The 2009 "Humanity+ Summit" kicked off this morning to a sellout crowd and an overflowing conference room.
Empathy is in the air this year, with tachyons of fellow feeling racing across the conference space—the graciously provided offices of Eon Reality in sunny Irvine, California— and embedded nanobots of the milk of human kindness busily recalibrating the hedonic processing centers of seemingly all the transhumanists.
Negative utilitarian philosopher David Pearce, for example, seen at right with Galactus the devourer of worlds, calls for empathy as the building block of a future in which suffering has been abolished.
Yesterday, this correspondent stank up the joint during a Q&A session at the "Biopolitics and Popular Culture Seminar" by asserting that empathy for a robot that gets kicked is wasted empathy, no matter how much pathos the robot's reaction evokes. Annalee Newitz, unflappable imperatrix of the great Io9 blog, put me in my place by pointing out that empathy is not a zero-sum emotion: You can apparently feel sorry for the steel and the hand that wields it. So go ahead and weep for that discarded lamp.

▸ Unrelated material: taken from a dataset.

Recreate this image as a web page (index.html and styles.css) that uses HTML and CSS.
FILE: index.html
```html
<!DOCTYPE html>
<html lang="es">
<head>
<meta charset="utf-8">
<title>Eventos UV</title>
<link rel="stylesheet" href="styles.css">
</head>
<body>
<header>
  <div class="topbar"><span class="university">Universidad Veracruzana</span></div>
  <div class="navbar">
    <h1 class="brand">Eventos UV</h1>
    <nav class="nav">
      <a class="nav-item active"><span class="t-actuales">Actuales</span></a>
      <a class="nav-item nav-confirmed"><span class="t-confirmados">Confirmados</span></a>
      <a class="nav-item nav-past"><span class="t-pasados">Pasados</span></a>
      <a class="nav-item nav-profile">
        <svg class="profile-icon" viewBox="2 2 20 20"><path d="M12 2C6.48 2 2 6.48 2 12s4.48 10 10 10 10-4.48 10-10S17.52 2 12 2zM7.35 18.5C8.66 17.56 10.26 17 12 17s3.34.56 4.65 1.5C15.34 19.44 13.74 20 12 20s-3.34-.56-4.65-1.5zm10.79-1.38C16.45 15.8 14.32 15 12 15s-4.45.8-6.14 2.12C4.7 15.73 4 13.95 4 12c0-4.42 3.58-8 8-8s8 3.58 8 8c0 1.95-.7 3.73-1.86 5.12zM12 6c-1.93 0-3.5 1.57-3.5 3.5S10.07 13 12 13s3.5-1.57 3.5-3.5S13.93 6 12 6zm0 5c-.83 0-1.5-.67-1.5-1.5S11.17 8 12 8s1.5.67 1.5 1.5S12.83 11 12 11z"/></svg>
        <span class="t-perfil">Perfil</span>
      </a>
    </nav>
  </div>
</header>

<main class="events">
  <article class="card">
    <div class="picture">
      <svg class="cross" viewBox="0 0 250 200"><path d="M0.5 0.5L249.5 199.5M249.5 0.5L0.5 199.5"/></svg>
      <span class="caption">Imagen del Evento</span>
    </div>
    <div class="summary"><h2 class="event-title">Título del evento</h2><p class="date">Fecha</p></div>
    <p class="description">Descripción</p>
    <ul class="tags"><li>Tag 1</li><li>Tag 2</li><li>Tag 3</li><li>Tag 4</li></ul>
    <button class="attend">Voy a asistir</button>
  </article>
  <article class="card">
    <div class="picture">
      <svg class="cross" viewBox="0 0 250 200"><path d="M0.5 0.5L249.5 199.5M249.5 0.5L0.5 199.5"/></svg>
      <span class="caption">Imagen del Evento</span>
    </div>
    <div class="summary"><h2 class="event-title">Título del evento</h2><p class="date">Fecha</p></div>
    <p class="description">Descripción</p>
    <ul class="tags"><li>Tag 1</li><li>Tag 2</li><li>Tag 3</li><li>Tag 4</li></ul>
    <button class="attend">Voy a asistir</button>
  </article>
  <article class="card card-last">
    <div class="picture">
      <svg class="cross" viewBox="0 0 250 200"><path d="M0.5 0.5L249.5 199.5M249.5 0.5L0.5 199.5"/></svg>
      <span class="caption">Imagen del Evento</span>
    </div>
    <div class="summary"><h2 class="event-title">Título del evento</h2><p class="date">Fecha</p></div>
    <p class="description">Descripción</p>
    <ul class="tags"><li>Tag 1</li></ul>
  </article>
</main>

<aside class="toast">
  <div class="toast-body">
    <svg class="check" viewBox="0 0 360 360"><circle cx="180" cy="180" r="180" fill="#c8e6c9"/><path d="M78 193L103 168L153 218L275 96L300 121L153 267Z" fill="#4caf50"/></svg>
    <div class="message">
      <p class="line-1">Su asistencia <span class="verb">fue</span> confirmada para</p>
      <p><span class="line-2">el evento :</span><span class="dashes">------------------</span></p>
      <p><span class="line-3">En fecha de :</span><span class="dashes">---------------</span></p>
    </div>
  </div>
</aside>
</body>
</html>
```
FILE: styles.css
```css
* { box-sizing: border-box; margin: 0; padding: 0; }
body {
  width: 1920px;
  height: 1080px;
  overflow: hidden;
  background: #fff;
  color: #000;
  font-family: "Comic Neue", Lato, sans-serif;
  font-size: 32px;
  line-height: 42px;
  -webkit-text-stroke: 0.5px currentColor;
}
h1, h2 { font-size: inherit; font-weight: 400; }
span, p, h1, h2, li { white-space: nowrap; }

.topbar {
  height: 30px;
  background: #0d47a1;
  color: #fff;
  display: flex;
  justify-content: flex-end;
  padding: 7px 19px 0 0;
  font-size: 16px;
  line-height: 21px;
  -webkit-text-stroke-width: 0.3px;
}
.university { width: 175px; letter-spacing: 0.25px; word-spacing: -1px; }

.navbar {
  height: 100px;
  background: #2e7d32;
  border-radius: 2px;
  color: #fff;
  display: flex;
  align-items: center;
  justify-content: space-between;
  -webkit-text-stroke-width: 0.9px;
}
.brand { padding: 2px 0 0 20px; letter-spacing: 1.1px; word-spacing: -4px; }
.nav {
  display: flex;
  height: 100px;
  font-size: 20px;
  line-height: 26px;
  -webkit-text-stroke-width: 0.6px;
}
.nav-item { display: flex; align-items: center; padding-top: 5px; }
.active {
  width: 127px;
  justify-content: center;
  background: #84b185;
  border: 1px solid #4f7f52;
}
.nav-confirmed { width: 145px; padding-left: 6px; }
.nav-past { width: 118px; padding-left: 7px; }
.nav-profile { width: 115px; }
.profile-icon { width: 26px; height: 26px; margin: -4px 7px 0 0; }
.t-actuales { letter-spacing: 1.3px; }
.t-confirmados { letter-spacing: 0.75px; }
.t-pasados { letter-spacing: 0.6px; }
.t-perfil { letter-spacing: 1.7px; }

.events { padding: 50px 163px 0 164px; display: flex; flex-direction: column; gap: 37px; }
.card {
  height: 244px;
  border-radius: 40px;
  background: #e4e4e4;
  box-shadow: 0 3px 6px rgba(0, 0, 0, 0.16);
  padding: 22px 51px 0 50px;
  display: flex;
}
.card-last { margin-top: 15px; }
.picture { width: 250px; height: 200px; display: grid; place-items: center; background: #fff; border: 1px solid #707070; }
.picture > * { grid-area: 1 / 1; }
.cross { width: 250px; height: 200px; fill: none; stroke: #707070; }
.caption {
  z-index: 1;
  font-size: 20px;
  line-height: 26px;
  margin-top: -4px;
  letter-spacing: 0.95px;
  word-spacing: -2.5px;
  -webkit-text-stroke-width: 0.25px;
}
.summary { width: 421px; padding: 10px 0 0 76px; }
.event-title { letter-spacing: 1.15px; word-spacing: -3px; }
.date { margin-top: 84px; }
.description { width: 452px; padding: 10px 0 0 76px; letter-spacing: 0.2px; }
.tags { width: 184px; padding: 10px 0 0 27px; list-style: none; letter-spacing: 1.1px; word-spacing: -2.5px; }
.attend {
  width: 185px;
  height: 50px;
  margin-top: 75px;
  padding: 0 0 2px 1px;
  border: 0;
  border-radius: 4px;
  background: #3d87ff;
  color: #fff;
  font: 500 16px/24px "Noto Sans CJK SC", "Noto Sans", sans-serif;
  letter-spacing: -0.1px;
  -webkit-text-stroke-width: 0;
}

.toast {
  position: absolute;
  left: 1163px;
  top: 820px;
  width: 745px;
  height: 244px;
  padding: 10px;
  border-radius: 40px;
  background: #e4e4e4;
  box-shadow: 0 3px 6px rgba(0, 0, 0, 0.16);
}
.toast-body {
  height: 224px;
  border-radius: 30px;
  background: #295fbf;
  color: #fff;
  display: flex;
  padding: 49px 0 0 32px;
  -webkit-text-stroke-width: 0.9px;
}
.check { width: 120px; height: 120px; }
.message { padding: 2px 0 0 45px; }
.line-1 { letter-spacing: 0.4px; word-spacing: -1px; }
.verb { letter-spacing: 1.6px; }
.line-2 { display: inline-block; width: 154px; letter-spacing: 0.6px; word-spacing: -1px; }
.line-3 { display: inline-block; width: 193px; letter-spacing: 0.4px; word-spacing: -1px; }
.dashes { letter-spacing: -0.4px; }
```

All the empathy talk may seem surprising. This is a crowd that inclines more toward family-outliving extreme life spans; long, lonely cryofreezes; and at best a sort of hive-mind feeling for their fellow meat packages. (In fact, the transhumanists' confidence in a collaboratively filtered fourth wave of collective intellect makes them a refreshing break from libertarians. Several speakers have already called for an end to selfishness, if not self-consiousness, on the path toward a better life under a post-mammalian queen bee. Where do I plug in?) I don't know whether we're talking about a general quality of mercy that droppeth down to the third ventricle of every post-human heart, or if "empathy" is just code for giving equal rights to the scientifically augmented or differently socialized.

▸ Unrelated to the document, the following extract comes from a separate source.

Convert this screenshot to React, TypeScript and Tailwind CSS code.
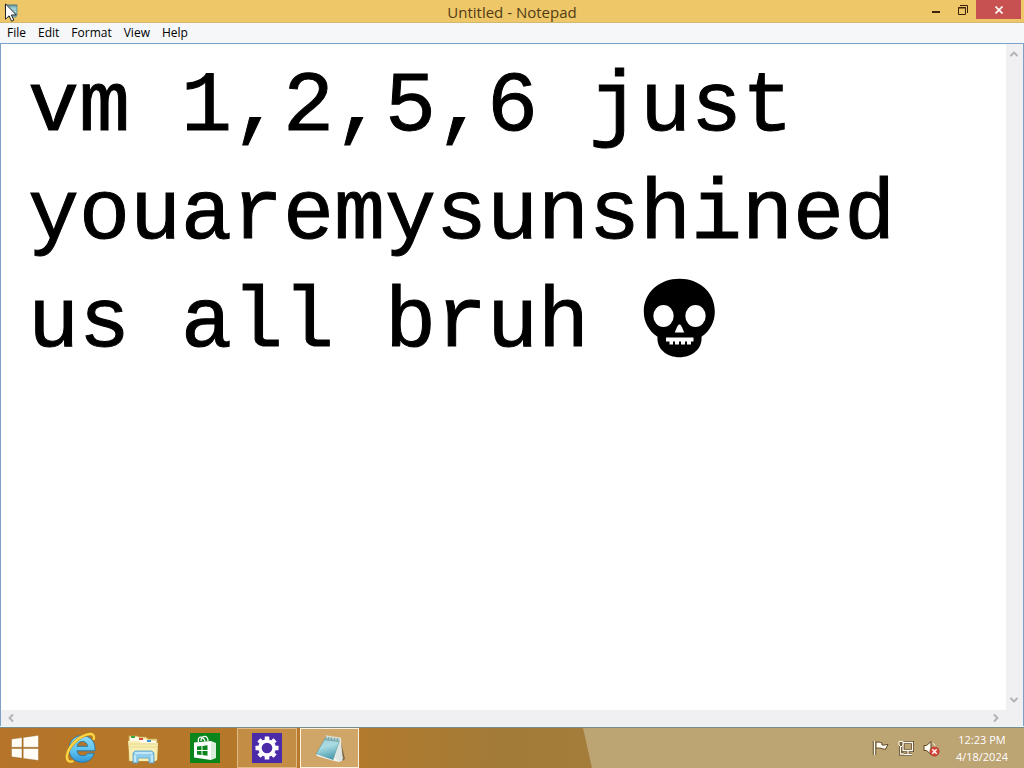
import { useState } from "react";
import type { ReactNode } from "react";
import { ChevronDown, ChevronLeft, ChevronRight, ChevronUp } from "lucide-react";

const NOTE = "vm 1,2,5,6 just\nyouaremysunshined\nus all bruh ";
const MENUS = ["File", "Edit", "Format", "View", "Help"];

function NotepadGlyph({ className }: { className: string }) {
  return (
    <svg viewBox="0 0 32 32" className={className} aria-hidden="true">
      <defs>
        <linearGradient id="pad" x1="0" y1="0" x2="0.3" y2="1">
          <stop offset="0" stopColor="#9fcdd2" />
          <stop offset="0.5" stopColor="#a9dbe3" />
          <stop offset="1" stopColor="#4f9eb0" />
        </linearGradient>
      </defs>
      <path d="M26 6 31 27 26 30 22 26Z" fill="#7d6a45" />
      <path d="M13 4 27 6 28 29 25 30 3 23Z" fill="#f4f5ef" />
      <path d="M26 7 29 27 25 30 21 26Z" fill="#dfe5e2" />
      <path d="M12 5 26 7 19 28 2 22Z" fill="url(#pad)" stroke="#5c949c" strokeWidth="0.6" />
      <path d="M12 5 26 7 25 10 10 8Z" fill="#78a5a8" />
      <path d="m13 3 0 4m3-3.500 0 4m3-3.500 0 4m3-3.500 0 4m3-3.500 0 4" stroke="#dce9e5" strokeWidth="1" />
      <path d="M2 22 19 28l6 2-5-1L3 24Z" fill="#eef3f0" />
    </svg>
  );
}

function TitleIcon() {
  return (
    <svg viewBox="0 0 16 16" className="absolute top-[3px] left-[3px] size-4" aria-hidden="true">
      <path d="M2 2h12v10l-1 2H3Z" fill="#8fc3cc" stroke="#5d8b90" strokeWidth="0.800" />
      <path d="M3 1.500v2m2-2v2m2-2v2m2-2v2m2-2v2m2-2v2" stroke="#3f6469" strokeWidth="0.900" />
      <path d="M4 6h9M4 8.500h9M4 11h8" stroke="#b9e0e6" strokeWidth="0.800" />
    </svg>
  );
}

function Pointer() {
  return (
    <svg viewBox="0 0 12 19" className="absolute top-[3px] left-[5px] h-[19px] w-3" aria-hidden="true">
      <path d="M.5.8v15.400l3.600-3.400 2.400 5.400 2.300-1-2.400-5.200h4.900Z" fill="#fff" stroke="#111" strokeWidth="0.900" />
    </svg>
  );
}

function Skull() {
  return (
    <svg viewBox="0 0 74 80" className="pointer-events-none absolute top-[234px] left-[641px] h-20 w-[74px]" role="img" aria-label="Skull">
      <path d="M37.500.8C57 .8 72.800 14 72.800 33.500c0 11-5 19.500-13.300 25.200C60.500 71 50 79.200 37.500 79.200S14.500 71 15.500 58.700C7 53 1.800 44.500 1.800 33.500 1.800 14 18 .8 37.500.8Z" fill="#000" />
      <ellipse cx="21.500" cy="38" rx="10.200" ry="11" fill="#fff" />
      <ellipse cx="53.500" cy="38" rx="10.200" ry="11" fill="#fff" />
      <path d="M37.500 46.500c1.500 0 2.500 2.500 4.700 8H32.800c2.200-5.500 3.200-8 4.700-8Z" fill="#fff" />
      <path d="M24 59.500h27.500v4H49v3h-4v-3h-2v3h-4v-3h-2v3h-4v-3h-2v3h-3.500v-3H24Z" fill="#fff" />
    </svg>
  );
}

function WindowsLogo() {
  return (
    <svg viewBox="0 0 28 26" className="h-[26px] w-7" aria-hidden="true" fill="#fffdf5" stroke="#8a5a1c" strokeWidth="0.400">
      <path d="M.5 4 11 2.600V12.300H.5ZM12.200 2.400 27.500.3v12H12.200ZM.5 13.500H11v9.700L.5 21.800ZM12.200 13.500H27.500v12L12.200 23.400Z" />
    </svg>
  );
}

function ExplorerBrowser() {
  return (
    <svg viewBox="0 0 32 32" className="size-8" aria-hidden="true">
      <defs>
        <linearGradient id="ie" x1="0" y1="0" x2="0" y2="1">
          <stop offset="0" stopColor="#8ddcf7" />
          <stop offset="0.600" stopColor="#5cc1ee" />
          <stop offset="1" stopColor="#2f95d6" />
        </linearGradient>
      </defs>
      <path d="M17 3.500C24.500 3.500 30 9 30 16.500v2.300H12c.3 3.200 2.500 5 5.600 5 2.300 0 4-.8 5.100-2.500h6.500C27.300 27 23 30.300 17.200 30.300 9.500 30.300 4 24.500 4 17S9.500 3.500 17 3.500Zm-5 10.800h10.700c-.3-3-2.400-4.900-5.300-4.900-3 0-5 1.900-5.400 4.900Z" fill="url(#ie)" stroke="#2478a8" strokeWidth="0.900" />
      <path d="M28.500 8C30 3.500 28 1 22.500 2.400 14 4.500 3.500 14 2 23.200 1.300 28 3.500 31 8.500 29" fill="none" stroke="#b98715" strokeWidth="3.200" />
      <path d="M28.500 8C30 3.500 28 1 22.500 2.400 14 4.500 3.500 14 2 23.200 1.300 28 3.500 31 8.500 29" fill="none" stroke="#fbd447" strokeWidth="2.300" />
    </svg>
  );
}

function Folder() {
  return (
    <svg viewBox="0 0 32 32" className="size-8" aria-hidden="true">
      <path d="M2 4h8l2 1h7l2 2h9v21l-2 1H2Z" fill="#efe19a" stroke="#c3a954" strokeWidth="0.700" />
      <path d="M4 5h7l2 2h6l1 2h9v2H3V5Z" fill="#fffbed" />
      <path d="M4 4h4v2H4Z" fill="#39a83e" /><path d="M12 6h4v2h-4Z" fill="#d84a31" /><path d="M20 8h4v2h-4Z" fill="#3f96d0" />
      <path d="M1 9h11l2 2h17l-1 17-2 1H3Z" fill="#f7eeb1" />
      <path d="M2 12h28M2 15h28" stroke="#e3ce79" strokeWidth="0.700" />
      <path d="M6 31V21l2-2h17l2 2v10h-5v-5H11v5Z" fill="#8fcdec" stroke="#5a9fca" strokeWidth="0.800" />
      <path d="M8 21h17M8 23v7m17-7v7" stroke="#d2effc" strokeWidth="1.500" />
    </svg>
  );
}

function Store() {
  return (
    <svg viewBox="0 0 30 30" className="size-[30px]" aria-hidden="true">
      <path d="M0 0h30v30H0Z" fill="#09851b" />
      <path d="M8.500 9C7 3 13 2 15 8.500M11 8c0-6 7-6.500 7 0" fill="none" stroke="#fff" strokeWidth="1.300" />
      <path d="M4 9.500 21 8v19L4 24.500Z" fill="#fff" />
      <path d="M21 8 26 10v15l-5 2Z" fill="#d9eedb" />
      <path d="M7 13.500 11.500 13v4H7Zm5.500-.6 5-.6V17h-5ZM7 18h4.500v4L7 21.500Zm5.500 0h5v4.700l-5-.6Z" fill="#09851b" />
    </svg>
  );
}

function Settings() {
  return (
    <svg viewBox="0 0 30 30" className="size-[30px]" aria-hidden="true">
      <path d="M0 0h30v30H0Z" fill="#4b2ba8" />
      <g fill="#fff">
        {[0, 45, 90, 135].map((a) => (
          <rect key={a} x="12.700" y="3.500" width="4.600" height="23" rx="0.500" transform={`rotate(${a} 15 15)`} />
        ))}
        <circle cx="15" cy="15" r="8.800" />
      </g>
      <circle cx="15" cy="15" r="5.300" fill="#4b2ba8" />
    </svg>
  );
}

function TrayFlag() {
  return (
    <svg viewBox="0 0 18 18" className="size-[18px]" aria-hidden="true">
      <path d="M2.500 2v14" stroke="#5b4526" strokeWidth="3.400" />
      <path d="M4 3.500c3-1.500 4 .5 6 .3V6c2 .5 3-.5 6-.5-1 2-2 3.500-2 4.500-2 0-4 .3-5-.8-2 0-3-.7-5 .3Z" fill="#fffbee" stroke="#5b4526" strokeWidth="1" />
      <path d="M2.500 2v14" stroke="#fffbee" strokeWidth="1.500" />
    </svg>
  );
}

function TrayNetwork() {
  return (
    <svg viewBox="0 0 18 18" className="size-[18px]" aria-hidden="true" fill="none">
      <path d="M6 3.500h9.500v8H6zM11 11.500V15M7 15.500h8M3.500 7v8H7" stroke="#5b4526" strokeWidth="3" />
      <path d="M6 3.500h9.500v8H6zM11 11.500V15M7 15.500h8M3.500 7v8H7" stroke="#fffbee" strokeWidth="1.300" />
      <path d="M2 2.500h4V6L4 8 2 6Z" fill="#7b6238" stroke="#fffbee" strokeWidth="1" />
    </svg>
  );
}

function TrayVolume() {
  return (
    <svg viewBox="0 0 18 18" className="size-[18px]" aria-hidden="true">
      <path d="M2 6.500h2.500L9 2.500v13l-4.500-4H2Z" fill="#fffbee" stroke="#5b4526" strokeWidth="1" />
      <path d="M10.500 4c2 1 2.500 2.500 2.500 4" fill="none" stroke="#fffbee" />
      <circle cx="12.500" cy="12.500" r="4.600" fill="#d94338" stroke="#a83228" strokeWidth="0.700" />
      <path d="m10.300 10.300 4.400 4.400m0-4.400-4.400 4.400" stroke="#fff" strokeWidth="1.400" />
    </svg>
  );
}

function TaskButton({ label, className, children }: { label: string; className: string; children: ReactNode }) {
  return (
    <button type="button" aria-label={label} className={`flex h-10 shrink-0 items-center justify-center ${className}`}>
      {children}
    </button>
  );
}

export default function App() {
  const [text, setText] = useState(NOTE);
  return (
    <div className="flex h-screen flex-col overflow-hidden bg-white font-['Open_Sans','Noto_Sans',sans-serif]">
      <header className="relative grid h-[23px] shrink-0 grid-cols-[1fr_auto_1fr] border-b border-[#d5b872] bg-[#eec768]">
        <div className="relative">
          <TitleIcon />
          <Pointer />
        </div>
        <h1 className="text-[15px] leading-6 text-[#513c14]">Untitled - Notepad</h1>
        <div className="flex justify-end pr-[3px] text-[#3c2108]">
          <button type="button" aria-label="Minimize" className="flex h-[19px] w-[27px] items-center justify-center">
            <svg viewBox="0 0 10 10" className="size-2.5"><path d="M1 6h8v2H1Z" fill="currentColor" /></svg>
          </button>
          <button type="button" aria-label="Restore" className="flex h-[19px] w-[27px] items-center justify-center">
            <svg viewBox="0 0 10 10" className="size-2.5" fill="none" stroke="currentColor"><path d="M.5 2.500h7v7h-7ZM0 3h8M2 .5h7.500V8" /></svg>
          </button>
          <button type="button" aria-label="Close" className="flex h-[19px] w-[45px] items-center justify-center bg-[#c75050] text-white">
            <svg viewBox="0 0 8 8" className="size-2"><path d="m.5.5 7 7m0-7-7 7" stroke="currentColor" strokeWidth="1.600" /></svg>
          </button>
        </div>
      </header>

      <nav aria-label="Menu" className="flex h-5 shrink-0 items-center gap-3 bg-[#f5f7f8] px-[7px] text-xs leading-5 text-black">
        {MENUS.map((m) => (
          <button key={m} type="button">{m}</button>
        ))}
      </nav>

      <main className="grid min-h-0 flex-1 grid-cols-[minmax(0,1fr)_15px] grid-rows-[minmax(0,1fr)_16px] border-x border-t border-[#7ba2c6] bg-[#f0f0f2] pr-0.5">
        <div className="relative min-w-0 bg-white">
          <textarea
            aria-label="Document text"
            wrap="off"
            spellCheck={false}
            value={text}
            onChange={(e) => setText(e.target.value)}
            className="block h-full w-full resize-none overflow-hidden bg-white pt-2.5 pl-[27px] font-['Liberation_Mono',monospace] text-[85px] leading-[108px] text-black outline-none [-webkit-text-stroke:1px_black]"
          />
          <Skull />
        </div>
        <div className="flex flex-col items-center justify-between py-1 text-[#b4b4b8]">
          <button type="button" aria-label="Scroll up"><ChevronUp className="size-3" strokeWidth={4} /></button>
          <button type="button" aria-label="Scroll down"><ChevronDown className="size-3" strokeWidth={4} /></button>
        </div>
        <div className="flex items-center justify-between px-1 text-[#b4b4b8]">
          <button type="button" aria-label="Scroll left"><ChevronLeft className="size-3" strokeWidth={4} /></button>
          <button type="button" aria-label="Scroll right"><ChevronRight className="size-3" strokeWidth={4} /></button>
        </div>
      </main>
      <div className="h-px shrink-0 bg-[#e3f6fa]" />

      <footer className="relative flex h-[41px] shrink-0 border-t border-[#7d8c88] bg-[#b67a2a]">
        <svg className="absolute inset-0 h-full w-full" viewBox="0 0 1024 40" preserveAspectRatio="none" aria-hidden="true">
          <defs>
            <linearGradient id="wood" x1="0" x2="1" y1="0" y2="0">
              <stop offset="0" stopColor="#b57429" />
              <stop offset="0.550" stopColor="#b57a2a" />
              <stop offset="0.850" stopColor="#a27b38" />
              <stop offset="1" stopColor="#a47d3a" />
            </linearGradient>
          </defs>
          <path d="M0 0H592V40H0Z" fill="url(#wood)" />
          <path d="M583 0H1024V40H592Z" fill="#bca473" />
        </svg>
        <nav aria-label="Taskbar" className="relative flex flex-1">
          <TaskButton label="Start" className="w-[50px]"><WindowsLogo /></TaskButton>
          <TaskButton label="Internet Explorer" className="w-[62px]"><ExplorerBrowser /></TaskButton>
          <TaskButton label="File Explorer" className="w-[62px]"><Folder /></TaskButton>
          <TaskButton label="Store" className="w-[62px]"><Store /></TaskButton>
          <TaskButton label="PC settings" className="ml-px w-[60px] border border-[#e0b987] bg-[#c48d46]"><Settings /></TaskButton>
          <TaskButton label="Notepad" className="ml-[3px] w-[59px] border border-[#fff2dc] bg-[#cfa667]"><NotepadGlyph className="size-8" /></TaskButton>
        </nav>
        <div className="relative flex items-center pr-4 text-white">
          <div className="mr-4 flex gap-[7px]">
            <button type="button" aria-label="Action Center"><TrayFlag /></button>
            <button type="button" aria-label="Network"><TrayNetwork /></button>
            <button type="button" aria-label="Volume muted"><TrayVolume /></button>
          </div>
          <time dateTime="2024-04-18T12:23" className="flex flex-col items-center text-[11px] leading-[17px]">
            <span>12:23 PM</span>
            <span>4/18/2024</span>
          </time>
        </div>
      </footer>
    </div>
  );
}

For my money, the best show of the day has been University of California, Santa Barbara's Joann Kuchera-Morin's CG-powered presentation "Using the Creative Process to Map N-Dimensions: Quantum Information at your Fingertips," during which stunned audience members were able to see giant carbon atoms and hear the actual sound of electrons. You too may be able to hear the sound of electrons by turning to the "Soundscapes" Music Choice channel, available in the 900s with most cable packages. You can watch live webcast of the conference here.
We can all agree that Ron Bailey defecates better transhumanism coverage than I can ever hope to produce, and I appreciate your patience with my humble efforts. If all goes well, I hope to bring you an extended-lifetime achievement award, Fashion Catastrophes®, and a Miss Congeniality prize later this weekend.